• **The problem**: Your task is to output the listing word for word, with pictures excluded.

── Collected material ──

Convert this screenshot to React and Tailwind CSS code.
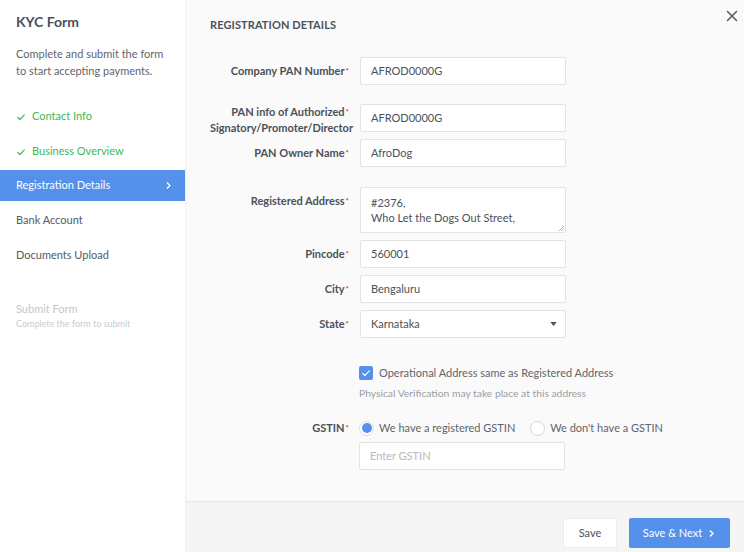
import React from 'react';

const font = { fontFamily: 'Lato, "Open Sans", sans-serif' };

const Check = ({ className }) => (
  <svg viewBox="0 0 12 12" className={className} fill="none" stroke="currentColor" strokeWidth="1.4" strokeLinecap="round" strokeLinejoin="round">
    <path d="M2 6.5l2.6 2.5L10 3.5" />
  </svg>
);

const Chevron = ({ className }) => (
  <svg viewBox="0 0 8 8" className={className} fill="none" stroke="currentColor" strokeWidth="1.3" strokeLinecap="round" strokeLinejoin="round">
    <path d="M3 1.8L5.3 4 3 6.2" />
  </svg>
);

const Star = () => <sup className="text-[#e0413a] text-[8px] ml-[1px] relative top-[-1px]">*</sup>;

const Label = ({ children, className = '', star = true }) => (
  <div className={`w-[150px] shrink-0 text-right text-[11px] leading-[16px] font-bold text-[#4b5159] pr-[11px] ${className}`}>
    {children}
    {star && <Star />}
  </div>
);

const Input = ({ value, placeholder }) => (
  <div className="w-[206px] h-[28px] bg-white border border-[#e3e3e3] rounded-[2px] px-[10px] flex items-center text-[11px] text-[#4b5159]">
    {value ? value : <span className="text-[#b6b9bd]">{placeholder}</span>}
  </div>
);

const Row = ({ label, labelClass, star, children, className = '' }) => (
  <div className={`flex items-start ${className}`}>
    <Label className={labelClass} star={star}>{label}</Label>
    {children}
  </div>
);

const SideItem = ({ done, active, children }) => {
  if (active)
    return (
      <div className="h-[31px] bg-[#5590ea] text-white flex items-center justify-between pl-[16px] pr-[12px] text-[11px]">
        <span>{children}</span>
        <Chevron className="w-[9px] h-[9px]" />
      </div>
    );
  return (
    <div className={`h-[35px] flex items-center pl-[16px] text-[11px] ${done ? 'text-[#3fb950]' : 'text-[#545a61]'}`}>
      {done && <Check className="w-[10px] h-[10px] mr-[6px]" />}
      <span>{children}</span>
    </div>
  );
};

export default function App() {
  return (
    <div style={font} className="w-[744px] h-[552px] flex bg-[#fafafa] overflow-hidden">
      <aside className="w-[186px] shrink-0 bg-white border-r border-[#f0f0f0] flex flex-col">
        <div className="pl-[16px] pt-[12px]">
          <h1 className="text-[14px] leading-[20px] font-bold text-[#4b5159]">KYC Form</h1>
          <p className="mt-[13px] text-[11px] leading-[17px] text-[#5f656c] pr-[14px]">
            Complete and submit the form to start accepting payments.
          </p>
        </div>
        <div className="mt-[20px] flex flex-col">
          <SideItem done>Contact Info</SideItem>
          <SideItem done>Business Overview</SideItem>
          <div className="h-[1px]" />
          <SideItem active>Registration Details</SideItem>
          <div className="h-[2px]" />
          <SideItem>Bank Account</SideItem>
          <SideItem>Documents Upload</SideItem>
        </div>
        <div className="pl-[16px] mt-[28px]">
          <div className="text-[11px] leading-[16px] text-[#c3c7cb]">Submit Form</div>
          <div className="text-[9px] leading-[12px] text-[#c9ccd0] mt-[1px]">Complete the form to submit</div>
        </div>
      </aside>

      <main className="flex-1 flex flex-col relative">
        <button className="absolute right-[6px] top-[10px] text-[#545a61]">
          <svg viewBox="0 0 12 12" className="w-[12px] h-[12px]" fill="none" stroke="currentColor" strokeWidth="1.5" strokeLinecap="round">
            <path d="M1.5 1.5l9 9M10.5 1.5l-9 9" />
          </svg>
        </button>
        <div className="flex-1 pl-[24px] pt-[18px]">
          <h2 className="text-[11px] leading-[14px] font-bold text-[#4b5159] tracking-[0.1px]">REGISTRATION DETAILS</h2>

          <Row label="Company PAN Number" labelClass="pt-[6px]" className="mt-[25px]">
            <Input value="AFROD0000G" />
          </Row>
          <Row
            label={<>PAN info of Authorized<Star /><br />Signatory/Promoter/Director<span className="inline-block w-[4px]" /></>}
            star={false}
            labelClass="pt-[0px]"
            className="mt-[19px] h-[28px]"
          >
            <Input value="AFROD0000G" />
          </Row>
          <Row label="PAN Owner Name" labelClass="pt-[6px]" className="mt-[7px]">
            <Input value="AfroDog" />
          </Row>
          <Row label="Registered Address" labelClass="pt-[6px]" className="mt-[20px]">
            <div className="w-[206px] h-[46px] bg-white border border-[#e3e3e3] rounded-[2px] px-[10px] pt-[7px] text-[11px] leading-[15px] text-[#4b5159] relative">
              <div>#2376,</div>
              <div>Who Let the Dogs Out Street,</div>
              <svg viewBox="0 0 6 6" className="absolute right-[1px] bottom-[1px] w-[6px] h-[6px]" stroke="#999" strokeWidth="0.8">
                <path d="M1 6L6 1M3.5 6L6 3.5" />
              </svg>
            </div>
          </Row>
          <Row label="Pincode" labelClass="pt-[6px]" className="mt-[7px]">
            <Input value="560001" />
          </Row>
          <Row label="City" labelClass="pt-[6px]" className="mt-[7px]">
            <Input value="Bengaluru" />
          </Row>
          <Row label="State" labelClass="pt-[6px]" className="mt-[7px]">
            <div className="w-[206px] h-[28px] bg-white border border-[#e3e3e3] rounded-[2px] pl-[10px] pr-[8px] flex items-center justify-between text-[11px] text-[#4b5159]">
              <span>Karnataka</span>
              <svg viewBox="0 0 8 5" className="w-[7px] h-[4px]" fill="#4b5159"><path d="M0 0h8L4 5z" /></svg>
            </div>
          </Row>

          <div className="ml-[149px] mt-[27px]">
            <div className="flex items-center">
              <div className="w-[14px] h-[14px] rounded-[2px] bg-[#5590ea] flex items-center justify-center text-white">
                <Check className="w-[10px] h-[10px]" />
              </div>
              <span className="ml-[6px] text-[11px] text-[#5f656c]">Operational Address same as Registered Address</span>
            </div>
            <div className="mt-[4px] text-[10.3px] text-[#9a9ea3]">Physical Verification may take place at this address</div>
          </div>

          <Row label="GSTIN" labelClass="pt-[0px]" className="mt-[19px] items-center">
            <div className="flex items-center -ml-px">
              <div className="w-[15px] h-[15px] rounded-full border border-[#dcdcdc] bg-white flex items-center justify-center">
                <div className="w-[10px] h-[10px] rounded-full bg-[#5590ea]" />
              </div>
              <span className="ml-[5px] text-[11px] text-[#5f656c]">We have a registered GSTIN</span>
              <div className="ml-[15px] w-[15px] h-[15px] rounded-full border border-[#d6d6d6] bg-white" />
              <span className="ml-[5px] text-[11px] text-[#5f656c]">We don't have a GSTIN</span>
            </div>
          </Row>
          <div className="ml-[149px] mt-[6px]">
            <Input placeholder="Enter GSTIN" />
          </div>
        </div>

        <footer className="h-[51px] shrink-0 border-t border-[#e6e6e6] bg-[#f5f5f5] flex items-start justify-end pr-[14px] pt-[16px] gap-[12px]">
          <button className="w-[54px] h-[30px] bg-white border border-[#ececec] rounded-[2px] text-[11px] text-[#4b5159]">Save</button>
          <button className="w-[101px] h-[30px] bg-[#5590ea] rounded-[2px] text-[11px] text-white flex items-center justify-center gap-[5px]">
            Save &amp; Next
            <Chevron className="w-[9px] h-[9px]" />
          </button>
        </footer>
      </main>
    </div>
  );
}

───

• **Full output**:
Convert this screenshot to React and Tailwind CSS code.
import React from 'react';

const font = { fontFamily: 'Lato, "Open Sans", sans-serif' };

const Check = ({ className }) => (
  <svg viewBox="0 0 12 12" className={className} fill="none" stroke="currentColor" strokeWidth="1.4" strokeLinecap="round" strokeLinejoin="round">
    <path d="M2 6.5l2.6 2.5L10 3.5" />
  </svg>
);

const Chevron = ({ className }) => (
  <svg viewBox="0 0 8 8" className={className} fill="none" stroke="currentColor" strokeWidth="1.3" strokeLinecap="round" strokeLinejoin="round">
    <path d="M3 1.8L5.3 4 3 6.2" />
  </svg>
);

const Star = () => <sup className="text-[#e0413a] text-[8px] ml-[1px] relative top-[-1px]">*</sup>;

const Label = ({ children, className = '', star = true }) => (
  <div className={`w-[150px] shrink-0 text-right text-[11px] leading-[16px] font-bold text-[#4b5159] pr-[11px] ${className}`}>
    {children}
    {star && <Star />}
  </div>
);

const Input = ({ value, placeholder }) => (
  <div className="w-[206px] h-[28px] bg-white border border-[#e3e3e3] rounded-[2px] px-[10px] flex items-center text-[11px] text-[#4b5159]">
    {value ? value : <span className="text-[#b6b9bd]">{placeholder}</span>}
  </div>
);

const Row = ({ label, labelClass, star, children, className = '' }) => (
  <div className={`flex items-start ${className}`}>
    <Label className={labelClass} star={star}>{label}</Label>
    {children}
  </div>
);

const SideItem = ({ done, active, children }) => {
  if (active)
    return (
      <div className="h-[31px] bg-[#5590ea] text-white flex items-center justify-between pl-[16px] pr-[12px] text-[11px]">
        <span>{children}</span>
        <Chevron className="w-[9px] h-[9px]" />
      </div>
    );
  return (
    <div className={`h-[35px] flex items-center pl-[16px] text-[11px] ${done ? 'text-[#3fb950]' : 'text-[#545a61]'}`}>
      {done && <Check className="w-[10px] h-[10px] mr-[6px]" />}
      <span>{children}</span>
    </div>
  );
};

export default function App() {
  return (
    <div style={font} className="w-[744px] h-[552px] flex bg-[#fafafa] overflow-hidden">
      <aside className="w-[186px] shrink-0 bg-white border-r border-[#f0f0f0] flex flex-col">
        <div className="pl-[16px] pt-[12px]">
          <h1 className="text-[14px] leading-[20px] font-bold text-[#4b5159]">KYC Form</h1>
          <p className="mt-[13px] text-[11px] leading-[17px] text-[#5f656c] pr-[14px]">
            Complete and submit the form to start accepting payments.
          </p>
        </div>
        <div className="mt-[20px] flex flex-col">
          <SideItem done>Contact Info</SideItem>
          <SideItem done>Business Overview</SideItem>
          <div className="h-[1px]" />
          <SideItem active>Registration Details</SideItem>
          <div className="h-[2px]" />
          <SideItem>Bank Account</SideItem>
          <SideItem>Documents Upload</SideItem>
        </div>
        <div className="pl-[16px] mt-[28px]">
          <div className="text-[11px] leading-[16px] text-[#c3c7cb]">Submit Form</div>
          <div className="text-[9px] leading-[12px] text-[#c9ccd0] mt-[1px]">Complete the form to submit</div>
        </div>
      </aside>

      <main className="flex-1 flex flex-col relative">
        <button className="absolute right-[6px] top-[10px] text-[#545a61]">
          <svg viewBox="0 0 12 12" className="w-[12px] h-[12px]" fill="none" stroke="currentColor" strokeWidth="1.5" strokeLinecap="round">
            <path d="M1.5 1.5l9 9M10.5 1.5l-9 9" />
          </svg>
        </button>
        <div className="flex-1 pl-[24px] pt-[18px]">
          <h2 className="text-[11px] leading-[14px] font-bold text-[#4b5159] tracking-[0.1px]">REGISTRATION DETAILS</h2>

          <Row label="Company PAN Number" labelClass="pt-[6px]" className="mt-[25px]">
            <Input value="AFROD0000G" />
          </Row>
          <Row
            label={<>PAN info of Authorized<Star /><br />Signatory/Promoter/Director<span className="inline-block w-[4px]" /></>}
            star={false}
            labelClass="pt-[0px]"
            className="mt-[19px] h-[28px]"
          >
            <Input value="AFROD0000G" />
          </Row>
          <Row label="PAN Owner Name" labelClass="pt-[6px]" className="mt-[7px]">
            <Input value="AfroDog" />
          </Row>
          <Row label="Registered Address" labelClass="pt-[6px]" className="mt-[20px]">
            <div className="w-[206px] h-[46px] bg-white border border-[#e3e3e3] rounded-[2px] px-[10px] pt-[7px] text-[11px] leading-[15px] text-[#4b5159] relative">
              <div>#2376,</div>
              <div>Who Let the Dogs Out Street,</div>
              <svg viewBox="0 0 6 6" className="absolute right-[1px] bottom-[1px] w-[6px] h-[6px]" stroke="#999" strokeWidth="0.8">
                <path d="M1 6L6 1M3.5 6L6 3.5" />
              </svg>
            </div>
          </Row>
          <Row label="Pincode" labelClass="pt-[6px]" className="mt-[7px]">
            <Input value="560001" />
          </Row>
          <Row label="City" labelClass="pt-[6px]" className="mt-[7px]">
            <Input value="Bengaluru" />
          </Row>
          <Row label="State" labelClass="pt-[6px]" className="mt-[7px]">
            <div className="w-[206px] h-[28px] bg-white border border-[#e3e3e3] rounded-[2px] pl-[10px] pr-[8px] flex items-center justify-between text-[11px] text-[#4b5159]">
              <span>Karnataka</span>
              <svg viewBox="0 0 8 5" className="w-[7px] h-[4px]" fill="#4b5159"><path d="M0 0h8L4 5z" /></svg>
            </div>
          </Row>

          <div className="ml-[149px] mt-[27px]">
            <div className="flex items-center">
              <div className="w-[14px] h-[14px] rounded-[2px] bg-[#5590ea] flex items-center justify-center text-white">
                <Check className="w-[10px] h-[10px]" />
              </div>
              <span className="ml-[6px] text-[11px] text-[#5f656c]">Operational Address same as Registered Address</span>
            </div>
            <div className="mt-[4px] text-[10.3px] text-[#9a9ea3]">Physical Verification may take place at this address</div>
          </div>

          <Row label="GSTIN" labelClass="pt-[0px]" className="mt-[19px] items-center">
            <div className="flex items-center -ml-px">
              <div className="w-[15px] h-[15px] rounded-full border border-[#dcdcdc] bg-white flex items-center justify-center">
                <div className="w-[10px] h-[10px] rounded-full bg-[#5590ea]" />
              </div>
              <span className="ml-[5px] text-[11px] text-[#5f656c]">We have a registered GSTIN</span>
              <div className="ml-[15px] w-[15px] h-[15px] rounded-full border border-[#d6d6d6] bg-white" />
              <span className="ml-[5px] text-[11px] text-[#5f656c]">We don't have a GSTIN</span>
            </div>
          </Row>
          <div className="ml-[149px] mt-[6px]">
            <Input placeholder="Enter GSTIN" />
          </div>
        </div>

        <footer className="h-[51px] shrink-0 border-t border-[#e6e6e6] bg-[#f5f5f5] flex items-start justify-end pr-[14px] pt-[16px] gap-[12px]">
          <button className="w-[54px] h-[30px] bg-white border border-[#ececec] rounded-[2px] text-[11px] text-[#4b5159]">Save</button>
          <button className="w-[101px] h-[30px] bg-[#5590ea] rounded-[2px] text-[11px] text-white flex items-center justify-center gap-[5px]">
            Save &amp; Next
            <Chevron className="w-[9px] h-[9px]" />
          </button>
        </footer>
      </main>
    </div>
  );
}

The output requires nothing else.